Heh heh, heh heh, he said 'Glasscock', heh heh.
A lot of Cornishmen came to California as well and could be found in mining towns such as Calico, now a ghost town near Barstow. They were known as "Cousin Jacks" because they all seemed to be related, and a good many were named Jack.
The Upper Midwest is largely populated by Germans and Scandinavians, mostly because the climate is similar to their homelands, and because so many of them were farmers and land was free for the homesteading in the latter 19th century.
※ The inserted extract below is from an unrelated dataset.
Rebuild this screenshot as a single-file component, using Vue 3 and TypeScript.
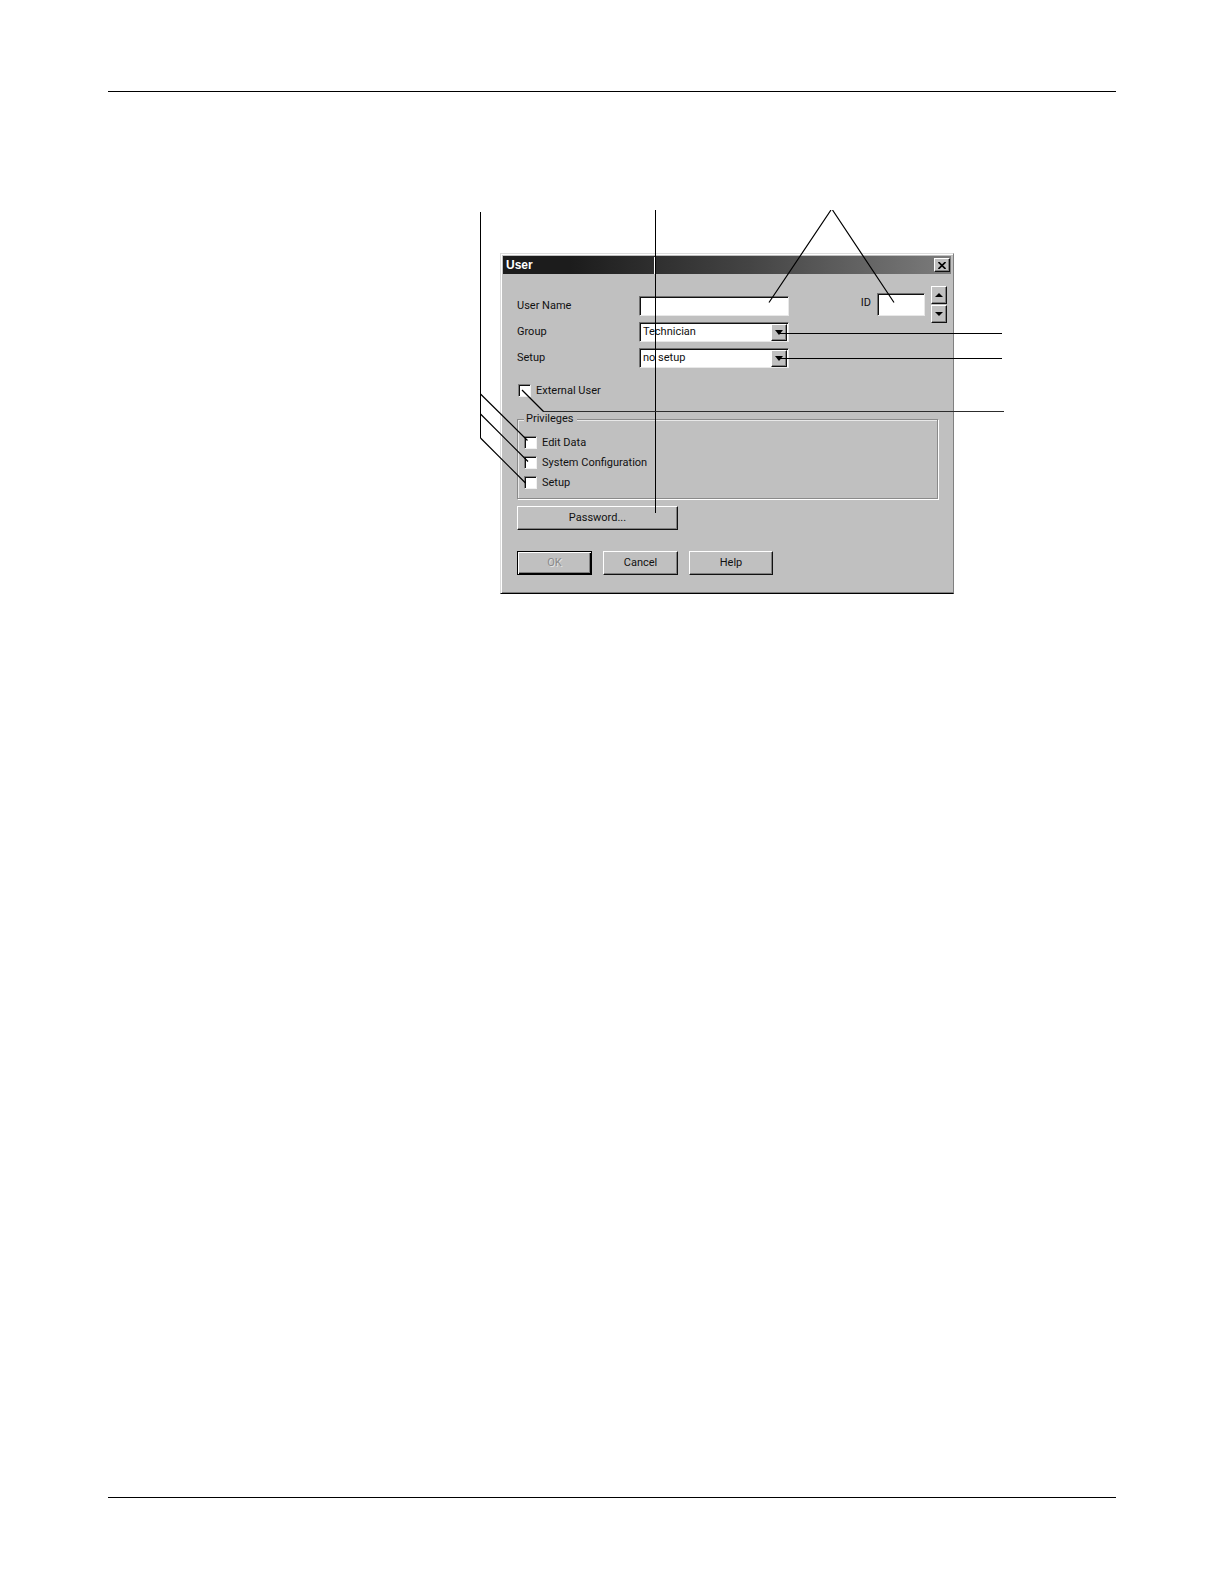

I'm sure there are other ethnic pockets around the country that can tie their existence to some historical event. Large parts of the Dakotas, for example, are peopled by refugee Germans who had immigrated to South Russia under Catherine and were exempted from military service. Later, during the wars of empire that wracked Europe in the 19th century, the Czars reneged on their agreement and began to conscript these displaced Germans. They fled wholesale and tended to stick together in the New World.
It isn't Cock is it?
400 years ago(1588) : the battle of the spanish armada : England wrested control of the oceans from the spanish, portuguese, dutch, french(re-proven at trafalger, nelson's victory-in-death). Thus all the coasts of the world became british trade zones, the english language naturally followed. Thus ENGLISH is the world's language because of that long ago naval battle...it's a variation of the golden rule. In this case it was ownership of the oceans as the "gold" and he who owns the gold makes the rules...did you know the Union Jack is part of the Hawaiian State Flag?
Try playing with possible spellings. My mother's maiden name shows up with an alternate spelling.
I may be descended from some of these folks?
I knew a guy named Charley Salt once. He was the landlord of "The Black Bull," a John Smith's Magnet Ale pub very near to the main gate at Menwith Hill Station in Yorkshire, near Harrogate.
So do I....and their are pages and pages of people in the phone book with my name in Vancouver, BC......(I lived there for awhile). It's such a basic name I thought for sure it would be on one of those lists....
So true about Yorkshire. Husband (and therefore I as well) has a verrry British name, almost unheard of in the US.
But go to the West Riding of Yorkshire, you can't throw a brick without hitting someone with that name.
A great tool for genealogy.... Bookmarking it. Thank you so much Blam!!
I've managed to trace my surname back to the Alsace (now part of France, but THEN, a part of Germany) around 1690. There the trail ends.
What's interesting is that the very first one of "us" had the same name I now bear. How's that for a link to the past!
You're welcome. You just 'mispelled' my surname a little when you wrote Blam, my surname is Lamb. Now, you know the origins of my screen name.
The Scots-Irish (lowland Scots who immigrated to the US from Northern Ireland) settled thickly in the South. Even Mississippi.